CHAPTER II.
COLOURS OR STAINERS.--We have thus far omitted to take into consideration the colours--or stainers, as most painters call them--that have to be used in the mixtures given in the last chapter, excepting, of course, when a white paint is required.
As a rule, one or several colours are added to the base producing a tint, shade, or hue, as may be required. Sometimes, but not often, colours are employed as “body colours,” that is, they are employed just as they are purchased, ground in oil, excepting that they are thinned down with the requisite quantity of oil and turpentine.
We may now give consideration to actual colour mixture, but must first make one or two points clear, so that the lists which follow may be properly understood.
First, then, it should be said that colours vary in appearance according to the light in which they are viewed. For example, a colour, when looked at in the light of a sunny day in the open, has a very different appearance to that when viewed in a dark room. This will be explained at greater length further on. The mixtures here given refer only to oil colours, and it must be clearly understood that the same results will not be obtained with artists’ water colours. In the case of the latter, tints are obtained by the addition of water just as they are produced in oil colours by the addition of white lead or other white pigment.
In examining the lists which follow the reader may ask why we do not give the actual proportions of the different parts. The answer is that this is impossible for two reasons, the first being that colours vary so largely in quality that the proportions would be useless unless some particular make of colours was taken as a standard, while the second is that the names of the same colour vary also largely. Let us consider this point at once.
THE NOMENCLATURE OF COLOURS.--If half a dozen practical painters, experienced in colour mixing, were asked separately to mix a given colour, say a sea green, it is almost certain that when the six colours were compared there would not be two alike. Each of the six painters might have had precisely the same make of colours to work with and yet the “sea green” would in each case be different. The explanation, of course, is that opinions differ as to what is a “sea green.”
In giving the samples of colour which are contained in this work the author was, under the circumstances, somewhat puzzled to know exactly the right names to give each. His idea as to what was a bronze green, for example, might differ materially from the opinion of others, indeed, as it has already been explained, no two practical men would probably be found to agree as to the exact colour of two or three dozen differently named colours. Under these circumstances, he hit upon the plan of following what appeared to be the general rule in the trade. With this object he obtained the colour cards issued by all the leading paint manufacturing firms in the country, as well as some from abroad. He then took out the colours which he thought would be most useful to his readers, and then very carefully, and with a considerable amount of labour, compared each colour with similar colours in the different colour cards, taking note of the different names which different manufacturers called them. The result was very surprising, because it was found that in many cases there were as many names as there were manufacturers’ cards represented. When, however, the same name was used by several manufacturers, that name was selected for the purpose of this work. The reader may, therefore, take it that the names employed here are those which are most general in the trade. As an instance of the variation in these names we may cite a few examples.

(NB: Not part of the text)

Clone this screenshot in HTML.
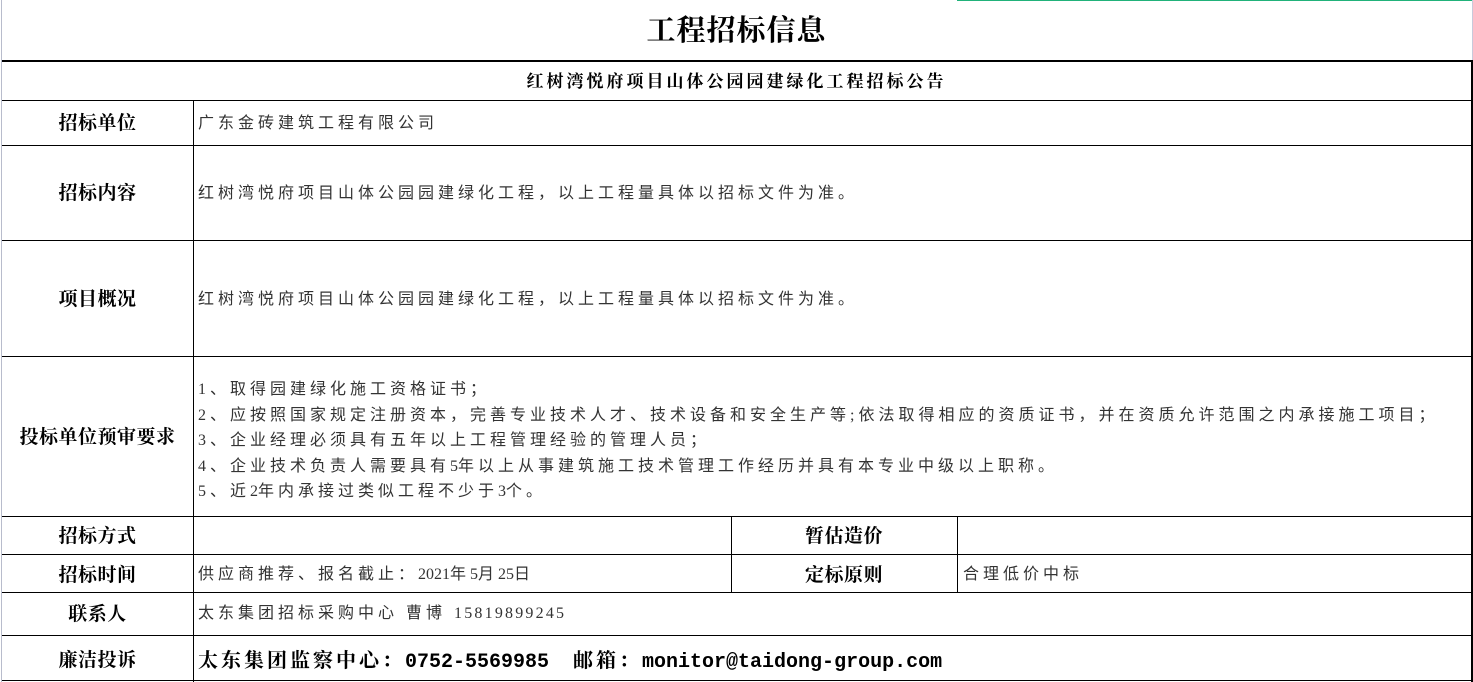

Bronze green was called by different manufacturers’ dark green, olive green, and sage green. In this case bronze green occurred more frequently than any other name.
Tea green was called also olive green and Queen Anne green.
Apple green was called very light sea green and Eau de Nil green.
Sage green was called also olive and pale Quaker green.
Venetian green was called also Imperial French green, light green, shamrock green, bright green, mountain green, middle green, and engine green.
Light chocolate was called dark maroon, red lake, metallic brown, and in one case the sample given of burnt sienna was almost identical.
Olive green was called also sage green, deep olive green, and Quaker green.
Dark green was called also medium green, Brunswick green, middle green, and deep coach green.
Moss green some manufacturers evidently thought was the same thing as bronze green.
Pea green was called also sea green and eau de Nil.
Ivy green was called bronze green, sage green, Quaker green, olive green.
Slate was called also Quaker blue and dark lead.
Pearl gray was called also light gray.
Lilac was called also French gray.
Warm gray was called also deep stone, French gray, and light stone.
Silver gray was called also lavender.
Steel gray was called French gray in several instances, but we prefer to use the other term, as it appears to be nearer to what is usually known in this country as a French gray, that is one which has a touch of red and blue in it.
Another instance of the variation in the names of these colours is shown by light stone, which one would think was sufficiently well known to remove any doubt about it, but this was called smoke gray, French gray, and dove.
Middle stone was called also light drab.
Dark oak was called also dark drab and yellow bronze green.
Light drab was called also middle drab and doe colour.
Sandstone was called also dark stone.
Dove colour was called also deep stone.
Stone colour was called also ecru and light stone.
Colonial yellow was called also straw, light stone, and deep Naples yellow.
Buff in one case was called yellow ochre.